Requirement:
Reproduce the listing below in full and without alteration, apart from its pictures.

____

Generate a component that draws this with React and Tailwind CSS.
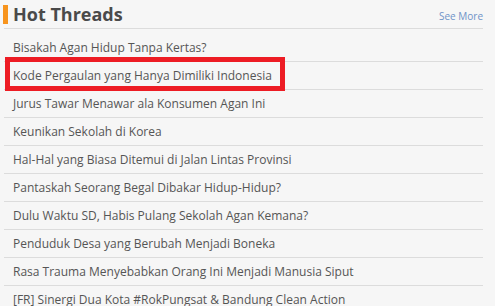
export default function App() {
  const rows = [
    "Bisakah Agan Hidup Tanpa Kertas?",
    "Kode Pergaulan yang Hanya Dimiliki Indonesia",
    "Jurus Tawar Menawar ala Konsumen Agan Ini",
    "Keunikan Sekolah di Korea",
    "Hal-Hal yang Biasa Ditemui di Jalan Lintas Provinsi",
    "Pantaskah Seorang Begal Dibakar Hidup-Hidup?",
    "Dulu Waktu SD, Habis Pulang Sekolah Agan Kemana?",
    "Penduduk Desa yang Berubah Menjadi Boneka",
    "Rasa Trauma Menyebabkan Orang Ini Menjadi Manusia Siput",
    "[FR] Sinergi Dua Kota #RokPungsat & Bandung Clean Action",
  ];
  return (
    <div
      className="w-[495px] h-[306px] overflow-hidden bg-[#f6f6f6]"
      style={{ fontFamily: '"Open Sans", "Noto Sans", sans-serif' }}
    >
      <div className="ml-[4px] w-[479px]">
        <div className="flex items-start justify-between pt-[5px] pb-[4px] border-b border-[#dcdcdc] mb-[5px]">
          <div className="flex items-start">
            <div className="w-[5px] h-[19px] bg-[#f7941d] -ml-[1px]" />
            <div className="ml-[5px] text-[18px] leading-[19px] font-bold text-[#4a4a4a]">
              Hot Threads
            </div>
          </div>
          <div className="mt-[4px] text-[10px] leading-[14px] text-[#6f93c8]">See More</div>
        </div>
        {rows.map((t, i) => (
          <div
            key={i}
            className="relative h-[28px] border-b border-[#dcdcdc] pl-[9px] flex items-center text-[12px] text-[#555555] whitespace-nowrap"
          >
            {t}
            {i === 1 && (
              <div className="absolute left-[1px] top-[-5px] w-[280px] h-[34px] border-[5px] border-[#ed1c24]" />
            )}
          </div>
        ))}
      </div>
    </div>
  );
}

____

Exercise solution:
Generate a component that draws this with React and Tailwind CSS.
export default function App() {
  const rows = [
    "Bisakah Agan Hidup Tanpa Kertas?",
    "Kode Pergaulan yang Hanya Dimiliki Indonesia",
    "Jurus Tawar Menawar ala Konsumen Agan Ini",
    "Keunikan Sekolah di Korea",
    "Hal-Hal yang Biasa Ditemui di Jalan Lintas Provinsi",
    "Pantaskah Seorang Begal Dibakar Hidup-Hidup?",
    "Dulu Waktu SD, Habis Pulang Sekolah Agan Kemana?",
    "Penduduk Desa yang Berubah Menjadi Boneka",
    "Rasa Trauma Menyebabkan Orang Ini Menjadi Manusia Siput",
    "[FR] Sinergi Dua Kota #RokPungsat & Bandung Clean Action",
  ];
  return (
    <div
      className="w-[495px] h-[306px] overflow-hidden bg-[#f6f6f6]"
      style={{ fontFamily: '"Open Sans", "Noto Sans", sans-serif' }}
    >
      <div className="ml-[4px] w-[479px]">
        <div className="flex items-start justify-between pt-[5px] pb-[4px] border-b border-[#dcdcdc] mb-[5px]">
          <div className="flex items-start">
            <div className="w-[5px] h-[19px] bg-[#f7941d] -ml-[1px]" />
            <div className="ml-[5px] text-[18px] leading-[19px] font-bold text-[#4a4a4a]">
              Hot Threads
            </div>
          </div>
          <div className="mt-[4px] text-[10px] leading-[14px] text-[#6f93c8]">See More</div>
        </div>
        {rows.map((t, i) => (
          <div
            key={i}
            className="relative h-[28px] border-b border-[#dcdcdc] pl-[9px] flex items-center text-[12px] text-[#555555] whitespace-nowrap"
          >
            {t}
            {i === 1 && (
              <div className="absolute left-[1px] top-[-5px] w-[280px] h-[34px] border-[5px] border-[#ed1c24]" />
            )}
          </div>
        ))}
      </div>
    </div>
  );
}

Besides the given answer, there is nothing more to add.